» **Exercise input**
=======
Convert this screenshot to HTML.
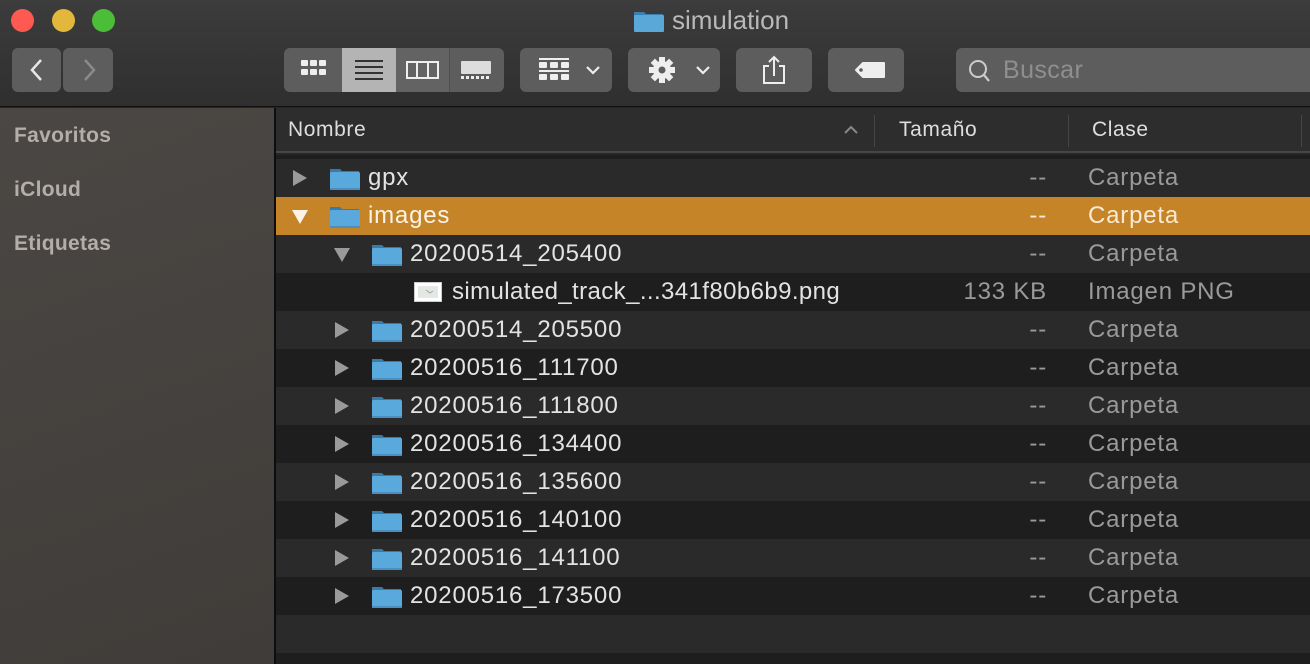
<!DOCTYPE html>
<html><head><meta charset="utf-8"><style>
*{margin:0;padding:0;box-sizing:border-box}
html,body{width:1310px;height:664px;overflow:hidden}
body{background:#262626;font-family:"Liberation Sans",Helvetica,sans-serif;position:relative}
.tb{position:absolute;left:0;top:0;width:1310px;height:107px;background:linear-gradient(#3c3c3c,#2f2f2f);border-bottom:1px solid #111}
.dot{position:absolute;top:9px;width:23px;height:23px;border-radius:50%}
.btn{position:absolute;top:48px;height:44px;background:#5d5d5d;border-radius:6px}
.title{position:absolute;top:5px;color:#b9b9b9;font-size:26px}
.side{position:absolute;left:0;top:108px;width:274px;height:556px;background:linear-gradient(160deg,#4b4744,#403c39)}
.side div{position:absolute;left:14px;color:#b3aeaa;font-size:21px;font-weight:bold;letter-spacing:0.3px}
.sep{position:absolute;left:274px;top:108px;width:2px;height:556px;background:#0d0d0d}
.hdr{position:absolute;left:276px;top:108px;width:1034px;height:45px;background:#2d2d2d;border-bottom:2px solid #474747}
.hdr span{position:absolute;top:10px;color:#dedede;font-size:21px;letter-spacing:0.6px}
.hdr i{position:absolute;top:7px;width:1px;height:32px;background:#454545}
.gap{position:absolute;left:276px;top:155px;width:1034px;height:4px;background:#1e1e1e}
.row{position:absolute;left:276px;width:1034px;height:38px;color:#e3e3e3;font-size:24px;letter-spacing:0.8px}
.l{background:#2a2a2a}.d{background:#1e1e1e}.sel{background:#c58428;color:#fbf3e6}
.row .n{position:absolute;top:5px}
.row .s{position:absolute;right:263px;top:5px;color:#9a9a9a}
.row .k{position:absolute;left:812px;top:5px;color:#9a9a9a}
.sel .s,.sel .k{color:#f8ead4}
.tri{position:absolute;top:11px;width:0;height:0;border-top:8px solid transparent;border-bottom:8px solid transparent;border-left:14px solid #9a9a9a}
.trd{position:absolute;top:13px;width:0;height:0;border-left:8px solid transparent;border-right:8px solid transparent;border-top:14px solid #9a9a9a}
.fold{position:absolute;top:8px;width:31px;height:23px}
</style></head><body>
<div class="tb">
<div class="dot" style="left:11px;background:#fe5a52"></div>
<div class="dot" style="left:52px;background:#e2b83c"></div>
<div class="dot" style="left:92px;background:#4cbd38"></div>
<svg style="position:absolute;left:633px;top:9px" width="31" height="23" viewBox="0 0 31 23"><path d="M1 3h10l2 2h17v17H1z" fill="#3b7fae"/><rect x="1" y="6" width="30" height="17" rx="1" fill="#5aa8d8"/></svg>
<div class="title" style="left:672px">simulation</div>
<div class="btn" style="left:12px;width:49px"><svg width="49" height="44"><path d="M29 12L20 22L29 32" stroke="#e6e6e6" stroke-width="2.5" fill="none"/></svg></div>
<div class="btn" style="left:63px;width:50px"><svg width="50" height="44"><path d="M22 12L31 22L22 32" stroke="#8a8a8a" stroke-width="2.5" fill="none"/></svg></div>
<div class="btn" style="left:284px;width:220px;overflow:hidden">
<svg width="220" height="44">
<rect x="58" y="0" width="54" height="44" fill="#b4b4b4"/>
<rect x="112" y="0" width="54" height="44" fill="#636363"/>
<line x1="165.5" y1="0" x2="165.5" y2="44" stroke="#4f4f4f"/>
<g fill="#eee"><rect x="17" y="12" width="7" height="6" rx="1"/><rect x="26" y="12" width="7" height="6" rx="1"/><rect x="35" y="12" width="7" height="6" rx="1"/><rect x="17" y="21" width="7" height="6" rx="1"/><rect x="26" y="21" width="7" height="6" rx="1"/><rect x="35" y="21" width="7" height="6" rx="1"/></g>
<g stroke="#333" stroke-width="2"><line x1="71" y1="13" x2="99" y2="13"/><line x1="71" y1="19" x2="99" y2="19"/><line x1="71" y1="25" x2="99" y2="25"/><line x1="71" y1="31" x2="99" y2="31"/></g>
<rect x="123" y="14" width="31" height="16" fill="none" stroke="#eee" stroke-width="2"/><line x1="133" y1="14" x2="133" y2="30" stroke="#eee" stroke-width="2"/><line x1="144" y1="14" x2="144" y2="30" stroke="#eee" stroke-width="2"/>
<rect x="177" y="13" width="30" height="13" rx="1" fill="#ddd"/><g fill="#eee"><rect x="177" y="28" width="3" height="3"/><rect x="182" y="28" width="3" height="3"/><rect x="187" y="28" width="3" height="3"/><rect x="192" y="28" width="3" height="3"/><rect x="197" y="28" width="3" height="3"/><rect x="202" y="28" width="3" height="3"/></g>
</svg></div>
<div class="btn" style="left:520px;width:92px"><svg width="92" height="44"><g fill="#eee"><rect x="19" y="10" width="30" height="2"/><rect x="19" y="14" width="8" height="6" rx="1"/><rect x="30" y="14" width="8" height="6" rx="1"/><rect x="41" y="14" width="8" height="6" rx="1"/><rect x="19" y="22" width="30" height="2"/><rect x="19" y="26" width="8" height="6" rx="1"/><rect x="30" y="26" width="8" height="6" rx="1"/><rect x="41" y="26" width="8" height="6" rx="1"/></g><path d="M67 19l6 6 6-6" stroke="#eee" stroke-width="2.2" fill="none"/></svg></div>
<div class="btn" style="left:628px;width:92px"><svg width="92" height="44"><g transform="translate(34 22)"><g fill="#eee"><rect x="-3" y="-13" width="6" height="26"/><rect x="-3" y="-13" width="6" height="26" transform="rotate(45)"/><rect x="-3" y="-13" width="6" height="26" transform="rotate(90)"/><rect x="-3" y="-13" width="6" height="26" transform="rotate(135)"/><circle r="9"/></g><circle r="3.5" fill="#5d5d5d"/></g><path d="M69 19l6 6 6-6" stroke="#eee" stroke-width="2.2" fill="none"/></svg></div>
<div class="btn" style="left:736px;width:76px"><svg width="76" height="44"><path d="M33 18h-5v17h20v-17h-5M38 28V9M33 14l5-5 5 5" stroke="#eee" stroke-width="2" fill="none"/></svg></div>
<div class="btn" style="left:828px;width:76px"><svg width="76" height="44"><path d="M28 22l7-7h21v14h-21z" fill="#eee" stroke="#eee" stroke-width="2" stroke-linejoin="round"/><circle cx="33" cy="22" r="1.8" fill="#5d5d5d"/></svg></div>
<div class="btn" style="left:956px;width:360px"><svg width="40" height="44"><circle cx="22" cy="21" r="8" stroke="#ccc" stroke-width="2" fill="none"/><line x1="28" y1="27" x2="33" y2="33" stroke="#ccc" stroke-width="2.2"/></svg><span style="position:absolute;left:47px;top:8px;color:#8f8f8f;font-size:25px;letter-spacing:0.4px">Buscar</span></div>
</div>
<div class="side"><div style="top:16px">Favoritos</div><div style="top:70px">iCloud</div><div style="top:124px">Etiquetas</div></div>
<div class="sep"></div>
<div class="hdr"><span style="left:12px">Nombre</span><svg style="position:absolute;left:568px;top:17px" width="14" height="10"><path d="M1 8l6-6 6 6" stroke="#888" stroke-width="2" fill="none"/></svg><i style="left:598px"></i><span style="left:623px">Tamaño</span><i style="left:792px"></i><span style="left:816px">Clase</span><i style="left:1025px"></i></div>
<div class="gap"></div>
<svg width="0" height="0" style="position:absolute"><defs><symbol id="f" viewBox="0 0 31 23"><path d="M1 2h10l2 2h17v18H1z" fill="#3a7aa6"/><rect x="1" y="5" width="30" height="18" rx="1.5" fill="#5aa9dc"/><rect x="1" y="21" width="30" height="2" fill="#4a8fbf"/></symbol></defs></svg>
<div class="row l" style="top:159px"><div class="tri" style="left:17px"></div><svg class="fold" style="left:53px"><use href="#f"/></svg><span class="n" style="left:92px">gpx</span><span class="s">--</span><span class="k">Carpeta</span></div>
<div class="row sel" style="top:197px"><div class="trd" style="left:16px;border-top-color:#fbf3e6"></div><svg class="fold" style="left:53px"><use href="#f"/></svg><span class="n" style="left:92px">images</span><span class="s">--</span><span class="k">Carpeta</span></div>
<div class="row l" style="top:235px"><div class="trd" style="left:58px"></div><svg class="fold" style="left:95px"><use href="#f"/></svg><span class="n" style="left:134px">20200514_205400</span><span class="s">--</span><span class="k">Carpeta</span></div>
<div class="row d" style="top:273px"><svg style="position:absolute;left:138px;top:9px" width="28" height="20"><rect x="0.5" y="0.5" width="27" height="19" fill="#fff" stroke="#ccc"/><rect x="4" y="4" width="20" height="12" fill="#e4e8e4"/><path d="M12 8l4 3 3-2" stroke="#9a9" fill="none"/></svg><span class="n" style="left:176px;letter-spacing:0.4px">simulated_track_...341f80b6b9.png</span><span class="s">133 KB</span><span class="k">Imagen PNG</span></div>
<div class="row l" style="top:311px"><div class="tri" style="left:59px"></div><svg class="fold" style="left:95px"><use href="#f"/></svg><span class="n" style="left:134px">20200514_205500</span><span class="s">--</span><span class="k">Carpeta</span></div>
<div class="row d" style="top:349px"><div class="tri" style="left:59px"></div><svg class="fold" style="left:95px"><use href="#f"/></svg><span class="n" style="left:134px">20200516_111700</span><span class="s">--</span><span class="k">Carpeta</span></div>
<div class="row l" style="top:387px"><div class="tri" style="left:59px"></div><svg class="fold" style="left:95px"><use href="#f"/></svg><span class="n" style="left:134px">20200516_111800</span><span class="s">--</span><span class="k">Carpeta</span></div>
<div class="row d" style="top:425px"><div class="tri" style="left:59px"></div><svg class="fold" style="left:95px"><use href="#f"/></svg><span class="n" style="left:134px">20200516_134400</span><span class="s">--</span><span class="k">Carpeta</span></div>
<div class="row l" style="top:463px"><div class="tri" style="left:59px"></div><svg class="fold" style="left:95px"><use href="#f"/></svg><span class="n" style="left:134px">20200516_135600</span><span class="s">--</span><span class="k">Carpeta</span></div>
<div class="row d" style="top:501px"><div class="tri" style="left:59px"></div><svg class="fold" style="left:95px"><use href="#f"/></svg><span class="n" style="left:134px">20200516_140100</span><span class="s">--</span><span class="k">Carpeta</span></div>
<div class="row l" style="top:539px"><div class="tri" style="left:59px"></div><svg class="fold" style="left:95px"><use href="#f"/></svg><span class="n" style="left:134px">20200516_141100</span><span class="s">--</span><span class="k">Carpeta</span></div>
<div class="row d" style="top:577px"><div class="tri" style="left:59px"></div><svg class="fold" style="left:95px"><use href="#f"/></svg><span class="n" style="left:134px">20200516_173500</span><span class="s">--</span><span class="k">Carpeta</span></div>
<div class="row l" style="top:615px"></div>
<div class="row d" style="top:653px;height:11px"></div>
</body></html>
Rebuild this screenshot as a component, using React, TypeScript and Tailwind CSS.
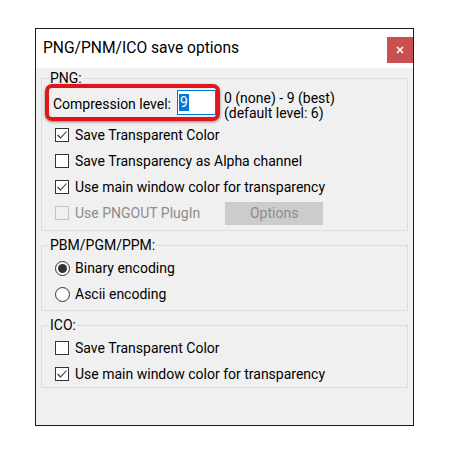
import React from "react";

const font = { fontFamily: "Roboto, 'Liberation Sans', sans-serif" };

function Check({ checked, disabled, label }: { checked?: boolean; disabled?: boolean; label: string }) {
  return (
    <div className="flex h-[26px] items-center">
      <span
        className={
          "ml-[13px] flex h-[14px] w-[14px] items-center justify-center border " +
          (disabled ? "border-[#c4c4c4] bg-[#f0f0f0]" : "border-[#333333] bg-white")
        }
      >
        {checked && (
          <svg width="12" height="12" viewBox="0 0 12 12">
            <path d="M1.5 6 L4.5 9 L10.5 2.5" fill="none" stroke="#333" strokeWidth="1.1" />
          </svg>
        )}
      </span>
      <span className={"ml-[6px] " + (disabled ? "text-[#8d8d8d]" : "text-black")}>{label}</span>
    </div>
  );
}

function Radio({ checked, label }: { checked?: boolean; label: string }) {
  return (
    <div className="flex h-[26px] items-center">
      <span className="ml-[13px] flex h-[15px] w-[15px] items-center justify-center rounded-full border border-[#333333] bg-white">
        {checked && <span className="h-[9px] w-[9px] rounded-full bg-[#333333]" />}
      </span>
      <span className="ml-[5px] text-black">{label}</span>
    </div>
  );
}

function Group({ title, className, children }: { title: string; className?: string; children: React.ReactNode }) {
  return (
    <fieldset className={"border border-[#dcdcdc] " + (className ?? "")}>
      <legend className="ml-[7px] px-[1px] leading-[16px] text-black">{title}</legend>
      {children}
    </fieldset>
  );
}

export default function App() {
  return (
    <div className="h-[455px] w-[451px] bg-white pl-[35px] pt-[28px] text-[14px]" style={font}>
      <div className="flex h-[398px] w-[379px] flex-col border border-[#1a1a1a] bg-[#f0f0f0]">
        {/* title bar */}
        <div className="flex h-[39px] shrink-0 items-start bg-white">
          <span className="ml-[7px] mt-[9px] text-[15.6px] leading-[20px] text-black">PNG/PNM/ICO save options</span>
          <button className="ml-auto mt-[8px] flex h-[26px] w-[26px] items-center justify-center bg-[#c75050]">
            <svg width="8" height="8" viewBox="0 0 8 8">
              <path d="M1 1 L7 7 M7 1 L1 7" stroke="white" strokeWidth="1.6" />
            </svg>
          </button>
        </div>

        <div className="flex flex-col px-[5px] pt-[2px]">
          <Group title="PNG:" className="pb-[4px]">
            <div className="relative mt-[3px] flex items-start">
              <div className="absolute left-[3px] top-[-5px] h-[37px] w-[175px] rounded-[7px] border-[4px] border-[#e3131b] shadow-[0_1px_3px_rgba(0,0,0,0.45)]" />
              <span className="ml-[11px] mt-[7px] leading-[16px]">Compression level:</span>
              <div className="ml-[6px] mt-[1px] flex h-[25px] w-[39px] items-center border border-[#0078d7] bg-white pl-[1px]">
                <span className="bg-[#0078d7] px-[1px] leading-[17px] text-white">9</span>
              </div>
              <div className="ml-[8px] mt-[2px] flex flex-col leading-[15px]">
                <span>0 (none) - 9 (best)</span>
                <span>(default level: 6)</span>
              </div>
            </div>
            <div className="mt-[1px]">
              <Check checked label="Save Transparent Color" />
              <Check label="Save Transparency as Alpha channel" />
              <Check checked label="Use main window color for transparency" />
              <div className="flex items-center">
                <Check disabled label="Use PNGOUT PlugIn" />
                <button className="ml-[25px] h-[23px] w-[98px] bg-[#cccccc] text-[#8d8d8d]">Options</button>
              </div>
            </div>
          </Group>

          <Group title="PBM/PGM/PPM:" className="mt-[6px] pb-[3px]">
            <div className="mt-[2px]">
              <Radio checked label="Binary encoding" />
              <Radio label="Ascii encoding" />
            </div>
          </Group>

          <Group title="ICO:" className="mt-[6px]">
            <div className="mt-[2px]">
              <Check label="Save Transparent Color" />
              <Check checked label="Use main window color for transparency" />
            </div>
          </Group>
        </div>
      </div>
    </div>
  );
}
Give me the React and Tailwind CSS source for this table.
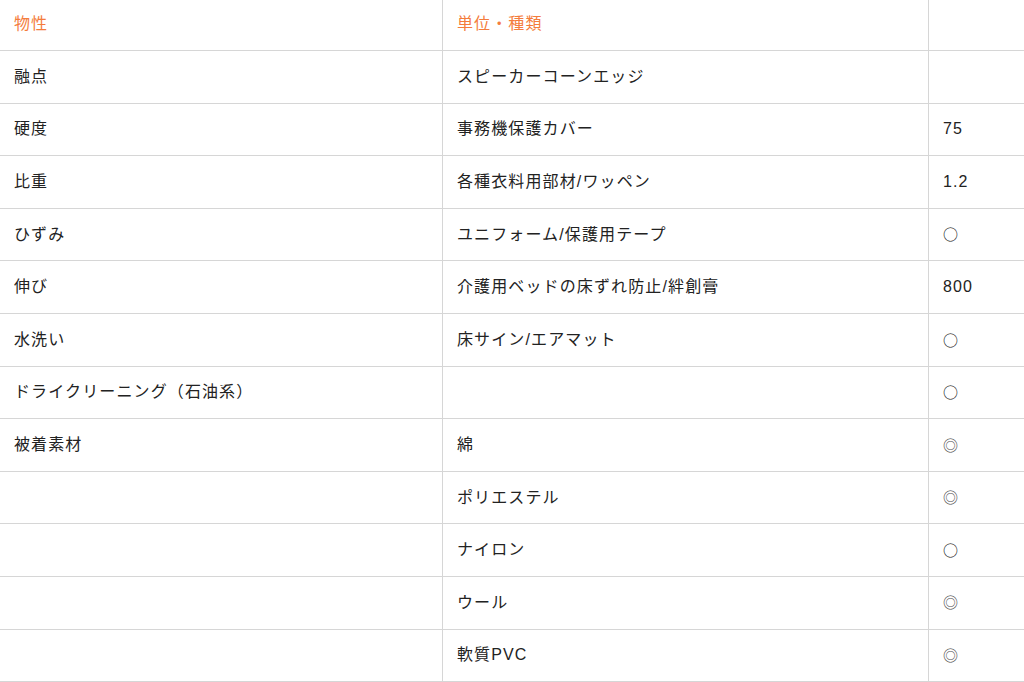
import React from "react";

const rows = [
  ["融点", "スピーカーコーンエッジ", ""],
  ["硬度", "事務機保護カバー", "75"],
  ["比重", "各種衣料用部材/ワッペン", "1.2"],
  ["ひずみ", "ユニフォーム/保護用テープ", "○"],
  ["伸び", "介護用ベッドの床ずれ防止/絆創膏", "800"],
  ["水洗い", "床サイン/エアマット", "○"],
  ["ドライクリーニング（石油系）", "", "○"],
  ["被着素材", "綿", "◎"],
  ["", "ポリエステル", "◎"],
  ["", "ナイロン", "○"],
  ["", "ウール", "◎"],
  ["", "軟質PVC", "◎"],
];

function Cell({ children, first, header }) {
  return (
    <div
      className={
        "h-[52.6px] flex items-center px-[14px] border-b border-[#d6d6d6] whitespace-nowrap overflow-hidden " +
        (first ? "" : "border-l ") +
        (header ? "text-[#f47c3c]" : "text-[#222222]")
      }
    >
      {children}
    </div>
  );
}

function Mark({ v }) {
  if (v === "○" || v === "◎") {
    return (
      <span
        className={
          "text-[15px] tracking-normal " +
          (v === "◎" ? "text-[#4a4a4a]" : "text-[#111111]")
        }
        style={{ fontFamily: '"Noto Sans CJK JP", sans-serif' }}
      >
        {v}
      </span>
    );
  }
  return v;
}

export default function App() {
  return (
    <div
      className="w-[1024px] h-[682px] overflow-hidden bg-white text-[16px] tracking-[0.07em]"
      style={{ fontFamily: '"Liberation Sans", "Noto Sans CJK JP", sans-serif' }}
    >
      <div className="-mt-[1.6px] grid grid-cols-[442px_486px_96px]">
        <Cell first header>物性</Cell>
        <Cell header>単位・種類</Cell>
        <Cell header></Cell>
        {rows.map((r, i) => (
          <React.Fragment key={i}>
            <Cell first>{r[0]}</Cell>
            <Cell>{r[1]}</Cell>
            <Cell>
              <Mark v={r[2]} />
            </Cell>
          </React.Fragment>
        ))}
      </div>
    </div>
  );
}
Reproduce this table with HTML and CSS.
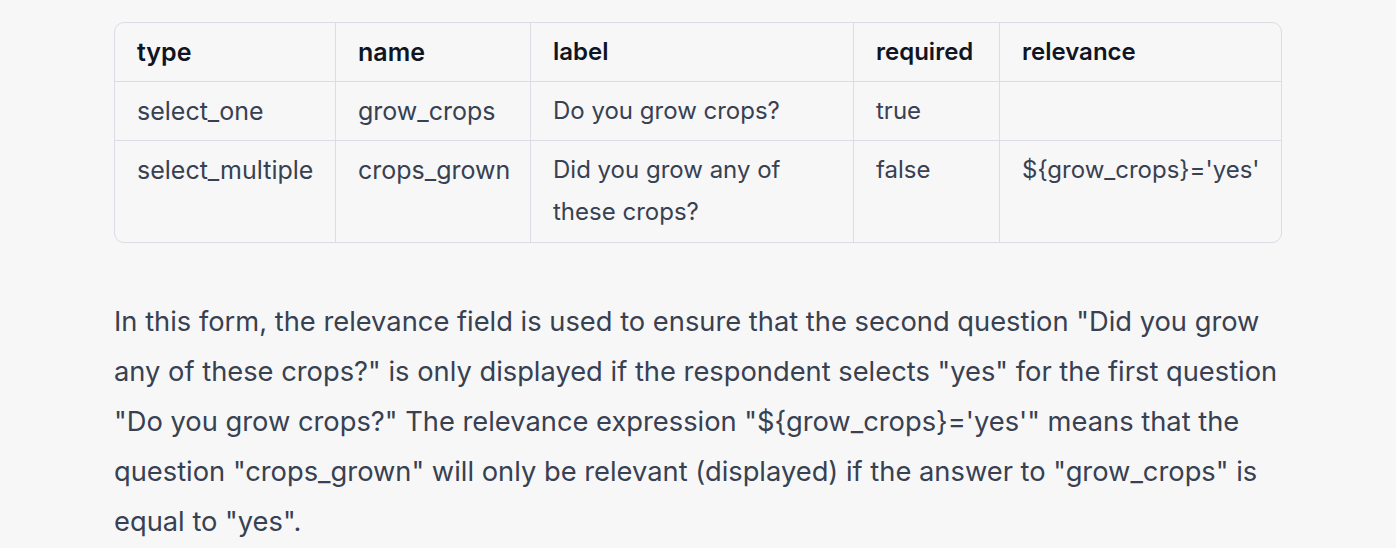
=======
» **The request**
Show the lines of the data that hold the word "this".

» **Finished task**
Convert this screenshot to HTML.
Rebuild this screenshot as a component, using React, TypeScript and Tailwind CSS.
Give me the React and Tailwind CSS source for this table.
Reproduce this table with HTML and CSS.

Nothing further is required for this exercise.